Em 16 de outubro de 2018, o Conselho de Ética voltou a se reunir para tentar votar o caso Meurer. Era a primeira reunião marcada após o primeiro turno das eleições, mas a Casa ainda estava esvaziada. Esperou-se a chegada do relator por algumas horas, mas não deu certo. Sem Lopes, o presidente do colegiado preferiu adiar o assunto. Ficou para depois do segundo turno das eleições.

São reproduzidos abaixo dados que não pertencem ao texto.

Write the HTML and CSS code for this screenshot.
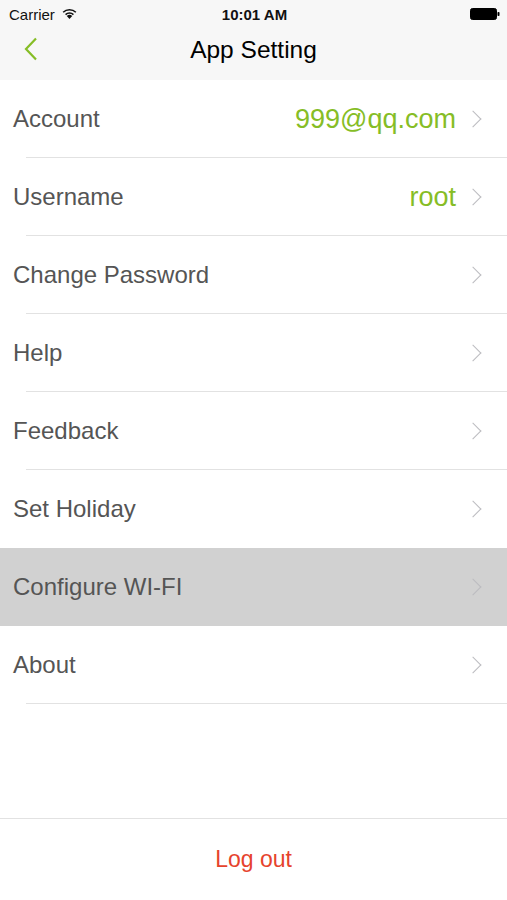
FILE: index.html
```html
<!DOCTYPE html>
<html>
<head>
<meta charset="utf-8">
<link rel="stylesheet" href="styles.css">
</head>
<body>
<div class="screen">
  <header class="top">
    <div class="status">
      <div class="status-left">
        <span class="carrier">Carrier</span>
        <svg class="wifi" width="17" height="12" viewBox="0 0 15 11"><path d="M7.5 11 L5 8.2 A3.6 3.6 0 0 1 10 8.2 Z" fill="#111"/><path d="M3.4 6.5 A5.8 5.8 0 0 1 11.6 6.5 L10.6 7.5 A4.4 4.4 0 0 0 4.4 7.5 Z" fill="#111"/><path d="M1.2 4.3 A9 9 0 0 1 13.8 4.3 L12.8 5.3 A7.6 7.6 0 0 0 2.2 5.3 Z" fill="#111"/></svg>
      </div>
      <span class="time">10:01 AM</span>
      <div class="status-right">
        <svg class="battery" width="30" height="12" viewBox="0 0 30 12"><rect x="0.5" y="0.5" width="26" height="11" rx="2" fill="#000" stroke="#000"/><rect x="27.5" y="4" width="2" height="4" rx="0.8" fill="#000"/></svg>
      </div>
    </div>
    <div class="nav">
      <svg class="back" width="14" height="24" viewBox="0 0 14 24"><path d="M12 1.5 L2 12 L12 22.5" fill="none" stroke="#86bd26" stroke-width="2.2"/></svg>
      <h1 class="title">App Setting</h1>
    </div>
  </header>
  <ul class="list">
    <li class="row"><span class="label">Account</span><span class="value">999@qq.com</span><span class="chev"></span></li>
    <li class="row"><span class="label">Username</span><span class="value">root</span><span class="chev"></span></li>
    <li class="row"><span class="label">Change Password</span><span class="chev"></span></li>
    <li class="row"><span class="label">Help</span><span class="chev"></span></li>
    <li class="row"><span class="label">Feedback</span><span class="chev"></span></li>
    <li class="row no-sep"><span class="label">Set Holiday</span><span class="chev"></span></li>
    <li class="row selected"><span class="label">Configure WI-FI</span><span class="chev"></span></li>
    <li class="row"><span class="label">About</span><span class="chev"></span></li>
  </ul>
  <footer class="logout">
    <span>Log out</span>
  </footer>
</div>
</body>
</html>
```
FILE: styles.css
```css
* { box-sizing: border-box; }
html, body { margin: 0; padding: 0; background: #fff; }
body { font-family: "Liberation Sans", Arial, sans-serif; }
.screen { width: 507px; height: 900px; display: flex; flex-direction: column; }
.top { background: #f7f7f7; height: 80px; display: flex; flex-direction: column; }
.status { height: 28px; display: flex; align-items: center; justify-content: space-between; padding: 0 7px 0 9px; }
.status-left { display: flex; align-items: center; gap: 6px; width: 120px; }
.carrier { font-size: 15px; color: #111; }
.wifi { margin-top: -2px; }
.time { font-size: 15px; font-weight: bold; color: #111; }
.status-right { width: 120px; display: flex; justify-content: flex-end; }
.nav { flex: 1; display: flex; align-items: center; justify-content: center; position: relative; padding-bottom: 9px; }
.back { position: absolute; left: 24px; top: 9px; }
.title { margin: 0; font-size: 24.5px; font-weight: normal; color: #000; }
.list { list-style: none; margin: 0; padding: 0; }
.row { height: 78px; display: flex; align-items: center; padding: 0 26px 0 13px; position: relative; }
.row::after { content: ""; position: absolute; left: 26px; right: 0; bottom: 0; height: 1px; background: #e2e2e2; }
.row.no-sep::after, .row.selected::after { display: none; }
.row.selected { background: #d1d1d1; }
.label { flex: 1; font-size: 24px; color: #555; }
.value { font-size: 27px; color: #86bd26; margin-right: 16px; }
.chev { width: 9px; height: 16px; position: relative; }
.chev::before { content: ""; position: absolute; width: 11px; height: 11px; border-top: 1.5px solid #bcbcc0; border-right: 1.5px solid #bcbcc0; transform: rotate(45deg); left: -5px; top: 2px; }
.logout { margin-top: auto; height: 82px; border-top: 1px solid #e2e2e2; display: flex; align-items: center; justify-content: center; padding-bottom: 1px; }
.logout span { font-size: 23px; color: #e6432d; }
```
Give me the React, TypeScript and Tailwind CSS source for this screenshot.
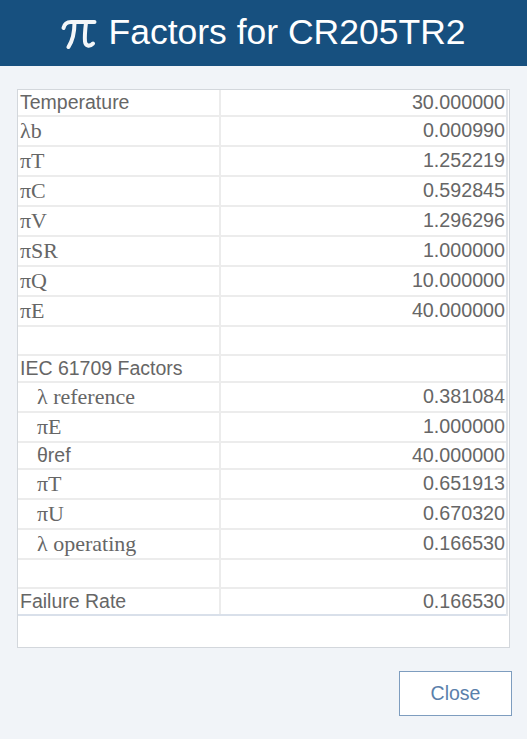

Em 30 de outubro de 2018, a votação finalmente ocorreu – Nascimento deixou o painel eletrônico aberto por algumas horas, para esperar a chegada dos parlamentares. Ainda assim, apenas 12 (Aluisio Mendes não era um deles) registraram seus votos. A maioria – 8 contra 4 – concordou com o relator e defendeu o arquivamento da representação contra Meurer. Não houve debate.
Mais tarde, no Salão Verde da Câmara dos Deputados, o deputado federal Chico Alencar (PSOL-RJ) lamentou o resultado, em conversa com jornalistas. Ele não é titular do Conselho de Ética, mas acompanhou a maioria das reuniões do colegiado como representante do PSOL, uma das legendas que assinou a representação contra Meurer lá em junho.
Ano que vem, Chico Alencar não volta para Brasília – saiu derrotado na disputa por uma cadeira no Senado. Mauro Lopes foi reeleito para o seu sétimo mandato consecutivo na Câmara dos Deputados. Dos 21 integrantes do Conselho de Ética, 11 saíram vitoriosos nas urnas.
Se não houver recurso por parte de um décimo de 513 deputados federais para que o parecer de Mauro Lopes seja votado em plenário, o presidente do Conselho de Ética vai homologar o resultado da votação, e o caso será arquivado. Ao que tudo indica, não haverá recurso.